A New Jersey Superior Court judge has rejected the state’s motion to dismiss a complaint challenging wage and overtime exclusions for farmworkers. The ruling, issued by Presiding Judge Patrick J. Bartels of the Chancery Division in Mercer County, allows claims that these exclusions violate the state constitution’s prohibition on special laws to proceed.
The complaint was filed by the ACLU of New Jersey, along with the ACLU Immigrants’ Rights Project, the ACLU Racial Justice Program, and Seton Hall Law School’s Center for Social Justice. They represent El Comité de Apoyo a los Trabajadores Agrícolas (CATA), an organization advocating for farmworker rights. The suit seeks injunctive relief and a declaratory judgment under the New Jersey Constitution’s equal protection clause.
“This decision brings us closer to achieving economic justice for farmworkers, who have been denied equal wage and overtime protections for decades despite the critical role they play in making New Jersey the Garden State,” said ACLU-NJ Legal Director Jeanne LoCicero. “Farmworkers deserve a shot at making their case, and now they will get it.”
New Jersey’s Wage and Hour Law does not grant farmworkers the same minimum wage and overtime protections as other workers in the state. Even after lawmakers raised the statewide minimum wage to $15 per hour beginning in 2024, farmworkers remain subject to lower wages with incremental increases until parity is reached in 2030.

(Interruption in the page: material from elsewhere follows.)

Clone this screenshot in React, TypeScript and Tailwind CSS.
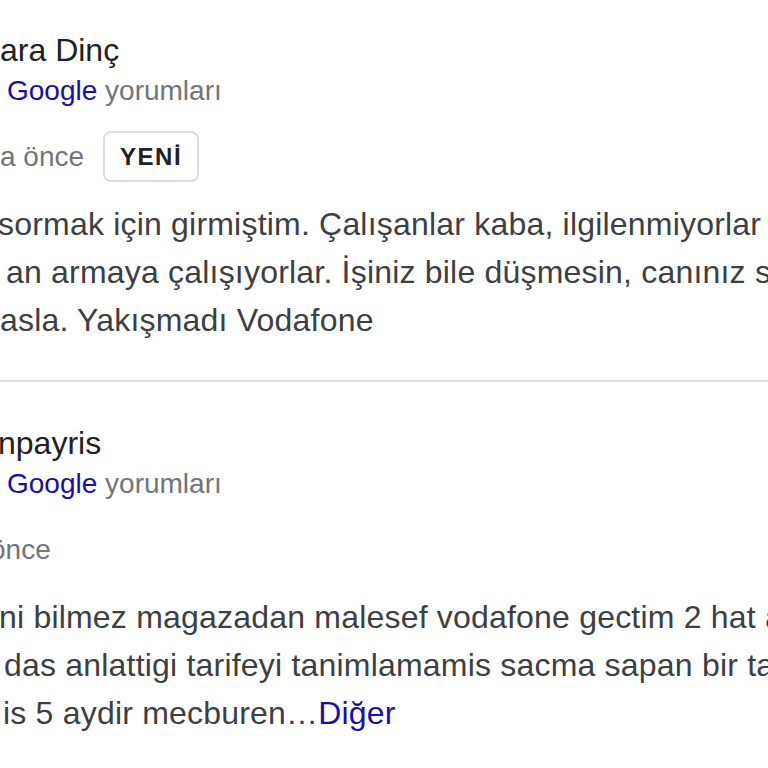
import React from "react";

const Line = ({ className = "", children }: { className?: string; children: React.ReactNode }) => (
  <div className={`whitespace-nowrap ${className}`}>{children}</div>
);

export default function App() {
  return (
    <div className="w-[768px] h-[768px] overflow-hidden bg-white font-['Liberation_Sans',Arial,sans-serif]">
      {/* Review 1 */}
      <div className="pt-[30px]">
        <Line className="text-[32px] leading-[40px] text-[#202124]">ara Dinç</Line>
        <Line className="mt-[1px] text-[28px] leading-[40px] text-[#70757a] pl-[7px]">
          <span className="text-[#1a0dab]">Google</span> yorumları
        </Line>
        <div className="mt-[20px] h-[51px] flex items-center whitespace-nowrap">
          <span className="text-[28px] text-[#70757a]">a önce</span>
          <span className="ml-[19px] h-[51px] flex items-center rounded-[8px] border-2 border-[#dadce0] px-[15px] text-[24px] font-bold tracking-[1.5px] text-[#202124]">
            YENİ
          </span>
        </div>
        <div className="mt-[18px] text-[32px] leading-[48px] tracking-[0.2px] text-[#3c4043]">
          <Line className="ml-[-2px]">sormak için girmiştim. Çalışanlar kaba, ilgilenmiyorlar ve</Line>
          <Line className="ml-[6px]">an armaya çalışıyorlar. İşiniz bile düşmesin, canınız sıkılır</Line>
          <Line>asla. Yakışmadı Vodafone</Line>
        </div>
      </div>

      <div className="mt-[36px] h-[2px] bg-[#dadce0]" />

      {/* Review 2 */}
      <div className="pt-[41px]">
        <Line className="ml-[-2px] text-[32px] leading-[40px] text-[#202124]">npayris</Line>
        <Line className="mt-[1px] text-[28px] leading-[40px] text-[#70757a] pl-[7px]">
          <span className="text-[#1a0dab]">Google</span> yorumları
        </Line>
        <div className="mt-[20px] h-[51px] flex items-center whitespace-nowrap">
          <span className="ml-[-10px] text-[28px] text-[#70757a]">önce</span>
        </div>
        <div className="mt-[18px] text-[32px] leading-[48px] tracking-[0.2px] text-[#3c4043]">
          <Line className="ml-[-1px]">ni bilmez magazadan malesef vodafone gectim 2 hat aldim</Line>
          <Line className="ml-[4px]">das anlattigi tarifeyi tanimlamamis sacma sapan bir tarife</Line>
          <Line className="ml-[3px]">
            is 5 aydir mecburen…<span className="text-[#1a0dab]">Diğer</span>
          </Line>
        </div>
      </div>
    </div>
  );
}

“This ruling is just the beginning of vindicating the rights of farmworkers in New Jersey who have faced decades of wage discrimination,” said Jessica Culley, General Coordinator at CATA. “Especially in this moment, when immigrant communities are being brutalized across the country and our local communities experience raids on a nearly weekly basis, New Jersey must begin treating farmworkers with the same dignity and respect it affords similar workers.”
Previous decisions by the New Jersey Supreme Court have acknowledged that most farmworkers are members of marginalized groups with limited political power or union representation. Many are immigrants or people of color who cannot vote and are more vulnerable to unfair workplace practices.
“We are glad that the court has taken the first step toward ensuring that New Jersey’s hardworking farmworkers get the same basic wage protections as other New Jerseyans,” said Noelle Smith, Skadden Fellow at the ACLU Immigrants’ Rights Project. “It’s clear that employers should be paying farmworkers a fair wage for their critical work.”
“This is a momentous step forward in protecting the rights of some of NJ’s most vulnerable workers,” said Jenny-Brooke Condon, Professor of Law and Director of Seton Hall Law School’s Equal Justice Clinic. “It reaffirms that our State Constitution is a source of broad protection independent of the Federal Constitution.”
The exclusion from wage and overtime protections mirrors federal policies established during the New Deal era that excluded Black and minority workers from labor law benefits. Advocates argue these policies continue to affect marginalized groups today.
“This decision shows that New Jersey’s exclusion of farmworkers from basic wage and overtime protections is unjustified. For decades, farmworkers have been denied the dignity, equality, and protections guaranteed to other workers in this state,” said Alejandro Agustín Ortiz, Senior Counsel at the ACLU’s Racial Justice Program. “This ruling is a victory for racial and economic justice, and for the thousands of workers whose labor sustains our communities.”
The ACLU of New Jersey operates as a civil rights organization based in Newark since its founding in 1960. It advocates for equity by centering marginalized voices through legal action and policy reform efforts across areas such as voting rights and criminal justice reform throughout New Jersey.